Латвийская Национальная опера, где автору этих строк довелось видеть и слышать Дмитрия Попова, по-видимому, не принадлежит к числу вполне европейских. При нашей бедности на голоса участие Попова в спектакле – всегда событие. Публика охотно прощает певцу «широту диапазона» и одинаково восхищается им в ролях Эдгара и Герцога, Рудольфа и Ленского. И что с того, что Ленский у Попова несколько непривычен, с драматическими оттенками и уклоном в героику? Попов красив и статен, заражает своей энергетикой, подкупает благородством манеры исполнения и особой одухотворенностью создаваемых образов. Он владеет техникой пения достаточно, чтобы иметь возможность проявить свое несомненное актерское дарование.

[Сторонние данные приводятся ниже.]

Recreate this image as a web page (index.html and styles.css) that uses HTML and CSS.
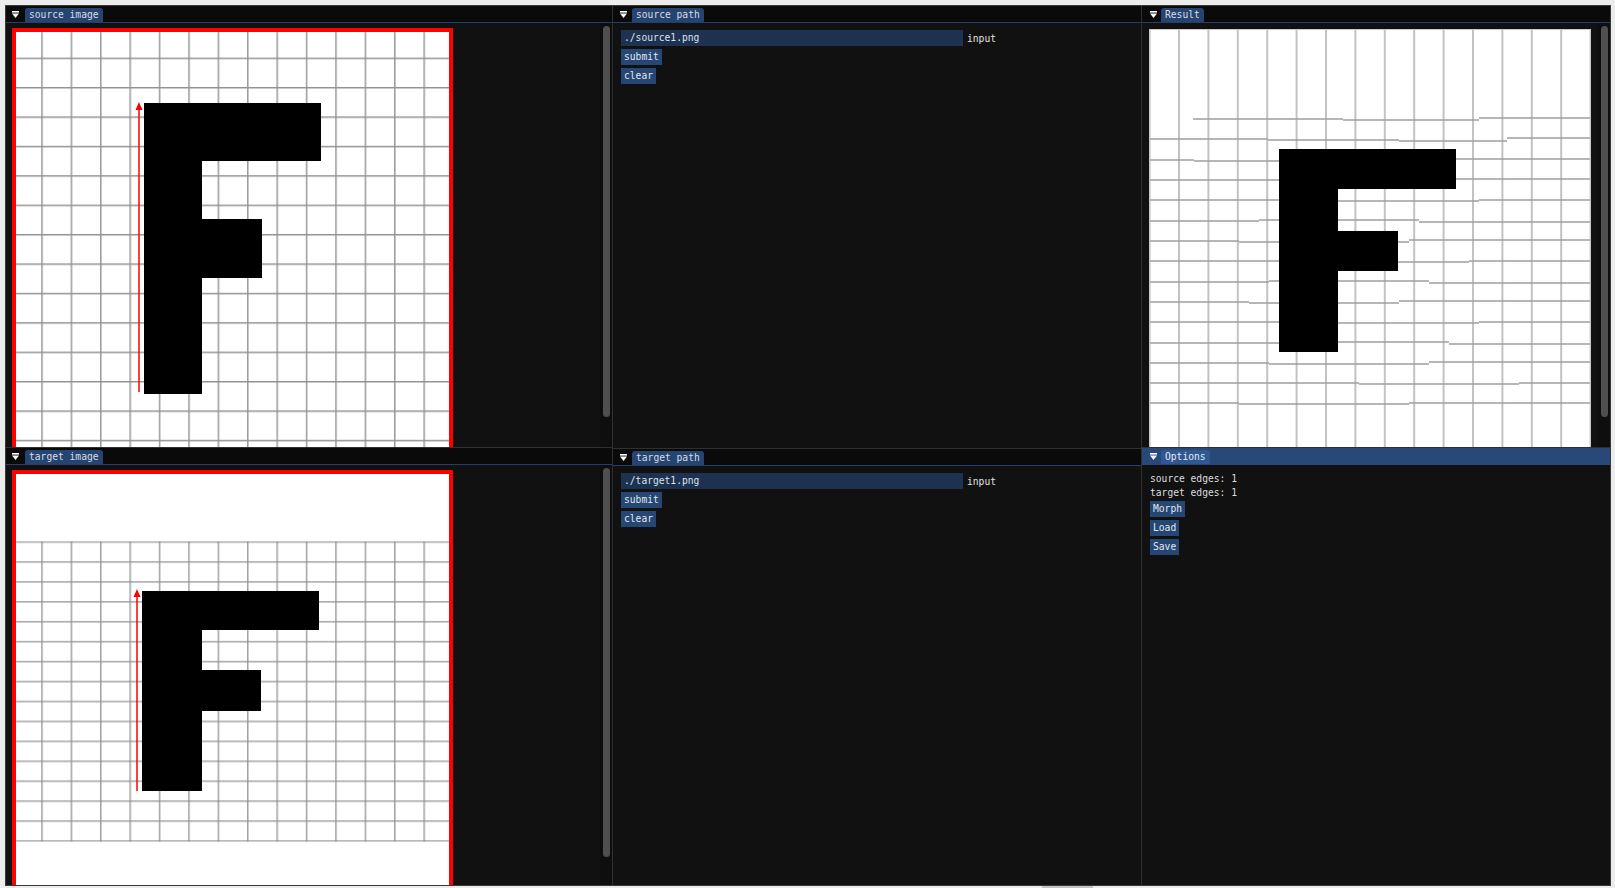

Другое дело, что порой этому мешает режиссура и, возможно, какие-то иные обстоятельства, природа коих мне неизвестна. Интересный опыт в этом плане представляли собой спектакли 5 и 7 марта нынешнего года в Риге – «Риголетто» и «Богема», в которых публике было обещано участие Дмитрия Попова в партиях Герцога и Рудольфа соответственно. Театр был полон, но сколь различными оказались впечатления первого и второго вечера. И не Попов стал тому виною.

«Риголетто» – новинка этого сезона. Правда, свежей ее назвать мудрено, но не потому, что премьера спектакля состоялась еще в сентябре 2014 года. Дело в другом. Уж больно основательно режиссер Марго Залите одолжилась у детища Николауса Ленхоффа и Саксонской государственной оперы, каким мы его знаем по записи 2008 года. При этом Залите позаимствовала не только детали, но и концепцию дрезденской постановки. От себя же она добавила много соли и еще больше перца, сделав рижский вариант спектакля мало удобоваримым если не вообще, то в очень существенных частностях. И прежде всего это коснулось сцен с участием Герцога.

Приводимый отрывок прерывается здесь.